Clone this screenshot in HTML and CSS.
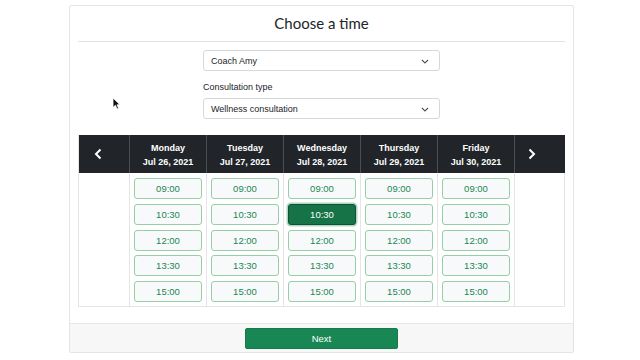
FILE: index.html
```html
<!DOCTYPE html>
<html>
<head>
<meta charset="utf-8">
<link rel="stylesheet" href="styles.css">
</head>
<body>
<div class="card">
  <div class="card-body">
    <h1 class="title">Choose a time</h1>
    <div class="form">
      <div class="select"><span>Coach Amy</span><svg class="chev" width="8" height="5" viewBox="0 0 8 5"><path d="M1 1 L4 4 L7 1" fill="none" stroke="#555" stroke-width="1.1"/></svg></div>
      <label class="label">Consultation type</label>
      <div class="select"><span>Wellness consultation</span><svg class="chev" width="8" height="5" viewBox="0 0 8 5"><path d="M1 1 L4 4 L7 1" fill="none" stroke="#555" stroke-width="1.1"/></svg></div>
    </div>
    <div class="cal">
      <div class="head nav"><svg width="8" height="12" viewBox="0 0 8 12"><path d="M6.5 1.5 L2 6 L6.5 10.5" fill="none" stroke="#fff" stroke-width="2"/></svg></div>
      <div class="head day"><b>Monday</b><b>Jul 26, 2021</b></div>
      <div class="head day"><b>Tuesday</b><b>Jul 27, 2021</b></div>
      <div class="head day"><b>Wednesday</b><b>Jul 28, 2021</b></div>
      <div class="head day"><b>Thursday</b><b>Jul 29, 2021</b></div>
      <div class="head day"><b>Friday</b><b>Jul 30, 2021</b></div>
      <div class="head nav next"><svg width="8" height="12" viewBox="0 0 8 12"><path d="M1.5 1.5 L6 6 L1.5 10.5" fill="none" stroke="#fff" stroke-width="2"/></svg></div>

      <div class="col empty"></div>
      <div class="col"><button class="slot">09:00</button><button class="slot">10:30</button><button class="slot">12:00</button><button class="slot">13:30</button><button class="slot">15:00</button></div>
      <div class="col"><button class="slot">09:00</button><button class="slot">10:30</button><button class="slot">12:00</button><button class="slot">13:30</button><button class="slot">15:00</button></div>
      <div class="col"><button class="slot">09:00</button><button class="slot active">10:30</button><button class="slot">12:00</button><button class="slot">13:30</button><button class="slot">15:00</button></div>
      <div class="col"><button class="slot">09:00</button><button class="slot">10:30</button><button class="slot">12:00</button><button class="slot">13:30</button><button class="slot">15:00</button></div>
      <div class="col"><button class="slot">09:00</button><button class="slot">10:30</button><button class="slot">12:00</button><button class="slot">13:30</button><button class="slot">15:00</button></div>
      <div class="col empty"></div>
    </div>
  </div>
  <div class="card-footer">
    <button class="next-btn">Next</button>
  </div>
</div>
<svg class="cursor" width="9" height="13" viewBox="0 0 9 13"><path d="M1 1 L1 10.5 L3.4 8.3 L5 12 L6.6 11.3 L5 7.8 L8 7.8 Z" fill="#111" stroke="#fff" stroke-width="0.8"/></svg>
</body>
</html>
```
FILE: styles.css
```css
* { box-sizing: border-box; }
body {
  margin: 0;
  background: #fff;
  font-family: "Liberation Sans", Arial, sans-serif;
  color: #212529;
  position: relative;
  width: 640px;
  height: 360px;
  overflow: hidden;
}
.card {
  margin: 5px 0 0 69px;
  width: 505px;
  border: 1px solid #e4e4e4;
  border-radius: 2px;
  background: #fff;
}
.card-body {
  padding: 0 8px 16px;
}
.title {
  margin: 0;
  height: 36px;
  line-height: 35px;
  border-bottom: 1px solid #e2e2e2;
  text-align: center;
  font-family: Lato, "Open Sans", sans-serif;
  font-weight: 400;
  font-size: 15px;
  color: #212529;
}
.form {
  width: 237px;
  margin: 8px auto 0;
  display: flex;
  flex-direction: column;
}
.select {
  height: 21px;
  border: 1px solid #d6d9dc;
  border-radius: 3px;
  padding: 0 10px 0 7px;
  display: flex;
  align-items: center;
  justify-content: space-between;
  font-size: 9px;
  color: #212529;
}
.chev { margin-top: 1px; }
.label {
  font-size: 9px;
  margin: 11px 0 5px;
  line-height: 11px;
}
.cal {
  margin-top: 16px;
  display: grid;
  grid-template-columns: 50px repeat(5, 77px) 51px;
  border-left: 1px solid #e3e5e7;
  border-right: 1px solid #e3e5e7;
  border-bottom: 1px solid #e3e5e7;
}
.head {
  height: 38px;
  background: #212529;
  color: #fff;
}
.day {
  border-left: 1.5px solid #4a4f54;
  display: flex;
  flex-direction: column;
  align-items: center;
  padding-top: 6px;
  font-size: 9px;
  line-height: 14px;
}
.nav {
  display: flex;
  align-items: center;
  justify-content: flex-start;
  padding-left: 15px;
}
.next { border-left: 1.5px solid #4a4f54; padding-left: 13px; }
.col {
  border-left: 1px solid #e3e5e7;
  padding: 5px 4px 4px;
  display: flex;
  flex-direction: column;
  gap: 4.75px;
}
.cal > .col.empty:nth-child(8) { border-left: none; }
.slot {
  height: 21px;
  width: 100%;
  border: 1px solid #96cfa6;
  border-radius: 3px;
  background: #f8f9fa;
  color: #198754;
  font-family: "Liberation Sans", Arial, sans-serif;
  font-size: 9.5px;
  padding: 0;
}
.slot.active {
  background: #157347;
  color: #fff;
  border-color: #0f5132;
  box-shadow: 0 0 0 1.5px rgba(25, 135, 84, 0.35);
}
.card-footer {
  border-top: 1px solid #e6e6e6;
  background: #f7f7f7;
  height: 29px;
  display: flex;
  justify-content: center;
  padding-top: 4px;
}
.next-btn {
  width: 153px;
  height: 21px;
  border: 1px solid #167a4c;
  border-radius: 2px;
  background: #198754;
  color: #fff;
  font-family: "Liberation Sans", Arial, sans-serif;
  font-size: 9.5px;
  padding: 0;
}
.cursor {
  position: absolute;
  left: 112px;
  top: 97px;
}
```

**Directions**
Copy out every line of the material above exactly, skipping the pictures.

**Task output**
Clone this screenshot in HTML and CSS.
FILE: index.html
```html
<!DOCTYPE html>
<html>
<head>
<meta charset="utf-8">
<link rel="stylesheet" href="styles.css">
</head>
<body>
<div class="card">
  <div class="card-body">
    <h1 class="title">Choose a time</h1>
    <div class="form">
      <div class="select"><span>Coach Amy</span><svg class="chev" width="8" height="5" viewBox="0 0 8 5"><path d="M1 1 L4 4 L7 1" fill="none" stroke="#555" stroke-width="1.1"/></svg></div>
      <label class="label">Consultation type</label>
      <div class="select"><span>Wellness consultation</span><svg class="chev" width="8" height="5" viewBox="0 0 8 5"><path d="M1 1 L4 4 L7 1" fill="none" stroke="#555" stroke-width="1.1"/></svg></div>
    </div>
    <div class="cal">
      <div class="head nav"><svg width="8" height="12" viewBox="0 0 8 12"><path d="M6.5 1.5 L2 6 L6.5 10.5" fill="none" stroke="#fff" stroke-width="2"/></svg></div>
      <div class="head day"><b>Monday</b><b>Jul 26, 2021</b></div>
      <div class="head day"><b>Tuesday</b><b>Jul 27, 2021</b></div>
      <div class="head day"><b>Wednesday</b><b>Jul 28, 2021</b></div>
      <div class="head day"><b>Thursday</b><b>Jul 29, 2021</b></div>
      <div class="head day"><b>Friday</b><b>Jul 30, 2021</b></div>
      <div class="head nav next"><svg width="8" height="12" viewBox="0 0 8 12"><path d="M1.5 1.5 L6 6 L1.5 10.5" fill="none" stroke="#fff" stroke-width="2"/></svg></div>

      <div class="col empty"></div>
      <div class="col"><button class="slot">09:00</button><button class="slot">10:30</button><button class="slot">12:00</button><button class="slot">13:30</button><button class="slot">15:00</button></div>
      <div class="col"><button class="slot">09:00</button><button class="slot">10:30</button><button class="slot">12:00</button><button class="slot">13:30</button><button class="slot">15:00</button></div>
      <div class="col"><button class="slot">09:00</button><button class="slot active">10:30</button><button class="slot">12:00</button><button class="slot">13:30</button><button class="slot">15:00</button></div>
      <div class="col"><button class="slot">09:00</button><button class="slot">10:30</button><button class="slot">12:00</button><button class="slot">13:30</button><button class="slot">15:00</button></div>
      <div class="col"><button class="slot">09:00</button><button class="slot">10:30</button><button class="slot">12:00</button><button class="slot">13:30</button><button class="slot">15:00</button></div>
      <div class="col empty"></div>
    </div>
  </div>
  <div class="card-footer">
    <button class="next-btn">Next</button>
  </div>
</div>
<svg class="cursor" width="9" height="13" viewBox="0 0 9 13"><path d="M1 1 L1 10.5 L3.4 8.3 L5 12 L6.6 11.3 L5 7.8 L8 7.8 Z" fill="#111" stroke="#fff" stroke-width="0.8"/></svg>
</body>
</html>
```
FILE: styles.css
```css
* { box-sizing: border-box; }
body {
  margin: 0;
  background: #fff;
  font-family: "Liberation Sans", Arial, sans-serif;
  color: #212529;
  position: relative;
  width: 640px;
  height: 360px;
  overflow: hidden;
}
.card {
  margin: 5px 0 0 69px;
  width: 505px;
  border: 1px solid #e4e4e4;
  border-radius: 2px;
  background: #fff;
}
.card-body {
  padding: 0 8px 16px;
}
.title {
  margin: 0;
  height: 36px;
  line-height: 35px;
  border-bottom: 1px solid #e2e2e2;
  text-align: center;
  font-family: Lato, "Open Sans", sans-serif;
  font-weight: 400;
  font-size: 15px;
  color: #212529;
}
.form {
  width: 237px;
  margin: 8px auto 0;
  display: flex;
  flex-direction: column;
}
.select {
  height: 21px;
  border: 1px solid #d6d9dc;
  border-radius: 3px;
  padding: 0 10px 0 7px;
  display: flex;
  align-items: center;
  justify-content: space-between;
  font-size: 9px;
  color: #212529;
}
.chev { margin-top: 1px; }
.label {
  font-size: 9px;
  margin: 11px 0 5px;
  line-height: 11px;
}
.cal {
  margin-top: 16px;
  display: grid;
  grid-template-columns: 50px repeat(5, 77px) 51px;
  border-left: 1px solid #e3e5e7;
  border-right: 1px solid #e3e5e7;
  border-bottom: 1px solid #e3e5e7;
}
.head {
  height: 38px;
  background: #212529;
  color: #fff;
}
.day {
  border-left: 1.5px solid #4a4f54;
  display: flex;
  flex-direction: column;
  align-items: center;
  padding-top: 6px;
  font-size: 9px;
  line-height: 14px;
}
.nav {
  display: flex;
  align-items: center;
  justify-content: flex-start;
  padding-left: 15px;
}
.next { border-left: 1.5px solid #4a4f54; padding-left: 13px; }
.col {
  border-left: 1px solid #e3e5e7;
  padding: 5px 4px 4px;
  display: flex;
  flex-direction: column;
  gap: 4.75px;
}
.cal > .col.empty:nth-child(8) { border-left: none; }
.slot {
  height: 21px;
  width: 100%;
  border: 1px solid #96cfa6;
  border-radius: 3px;
  background: #f8f9fa;
  color: #198754;
  font-family: "Liberation Sans", Arial, sans-serif;
  font-size: 9.5px;
  padding: 0;
}
.slot.active {
  background: #157347;
  color: #fff;
  border-color: #0f5132;
  box-shadow: 0 0 0 1.5px rgba(25, 135, 84, 0.35);
}
.card-footer {
  border-top: 1px solid #e6e6e6;
  background: #f7f7f7;
  height: 29px;
  display: flex;
  justify-content: center;
  padding-top: 4px;
}
.next-btn {
  width: 153px;
  height: 21px;
  border: 1px solid #167a4c;
  border-radius: 2px;
  background: #198754;
  color: #fff;
  font-family: "Liberation Sans", Arial, sans-serif;
  font-size: 9.5px;
  padding: 0;
}
.cursor {
  position: absolute;
  left: 112px;
  top: 97px;
}
```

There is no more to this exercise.